The debate about what makes of qualifies one as an African writer has been ongoing for a long time. Suffice it to say that the debate is not about to end any time soon. Ken Opande's article (SS 2 Sept. 2007) made for interesting reading.
From the outset I think this whole debate is pertinent as it tries to shed light on what exactly make one an African writer. Or is there a one-size-its-all description of an African writer.
My opinion is that there isn't. Every person, every writer, has their definition of what Africa is. Each experience is different, so if we try to all write in one confine storyline that is a recipe for failure. Writers living in rural Africa will most certainly have a different story to tell from a writer living in an urban area. Both will have their takes on each situation because of the geographic difference and how they've lived their lives. Is it the writer who lives in the village where the air is fresh, hill undulate and birds chirrup every morning who is an African writer or is it the writer who chokes in industrial smog and smoke, whose eardrums are almost bursting from the intrusive car horns.
Africaness, in writers if I may call it that, is a state of mind where you sensibilities are towards Africa in its true state, the geographical conditions of you area notwithstanding.
These sensibilities allows one to write about both the ills and the good things about Africa without glossing over the bad thing for that idyll that is the rolling hills, clear streams, chirruping birds every morning, and very pleasant village in general.
If we take a look at the growth of the African novel post independence, we can se that almost all the writers then we focused on one thing. That is telling the story of a growing country, a country trying to find its footing in the world. It helped that these countries got their independence at more or lees the same time. This brought about some sort of uniformity to their stories.

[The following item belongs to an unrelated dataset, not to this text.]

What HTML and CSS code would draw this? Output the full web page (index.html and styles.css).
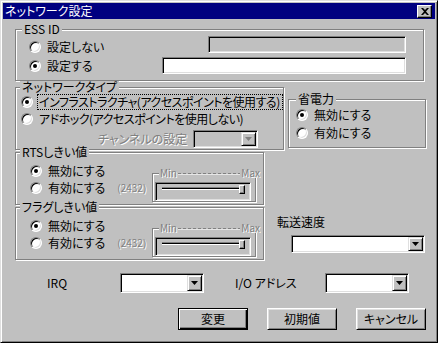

As time went by these storylines diverged, as writers faced new challenges their writing also became new. Some took the emerging dictatorship head on, others wrote about the growing squalor in the cities and most recently the AIDS scourge that is laying waste to the continent. It is important to note that Monica Arac de Nyeko won the Caine Prize for African Literature for her story which is about the forbidden love between two girls. This is a taboo subject in Africa, many people think that this kind of story is a preserve of the west but the fact the she is a woman from Northern Uganda tell us that this is a true African story.
This goes to state my position that it is foolhardy to expect a writer whose thoughts and experiences do not include village fires, bullfrogs and village criers to base his works on that just to please a critic with a romanticized view of Africa. The same applies to a writer whose base is rural Africa. As writers we try to tell the world our stories and experiences. The moment you start writing from an uninformed point of view just so as to fit into a conventional mould of an Africa writer then you are setting yourself up for failure, to be liked only by the some chaps resident in some literature departments.
So the moment my novel tells you about a concrete jungle where people dodge cars and flying toilets and not a spear and they leap over sewers and not rivers, read and give if it a chance and if you don't like it, look for another which you like.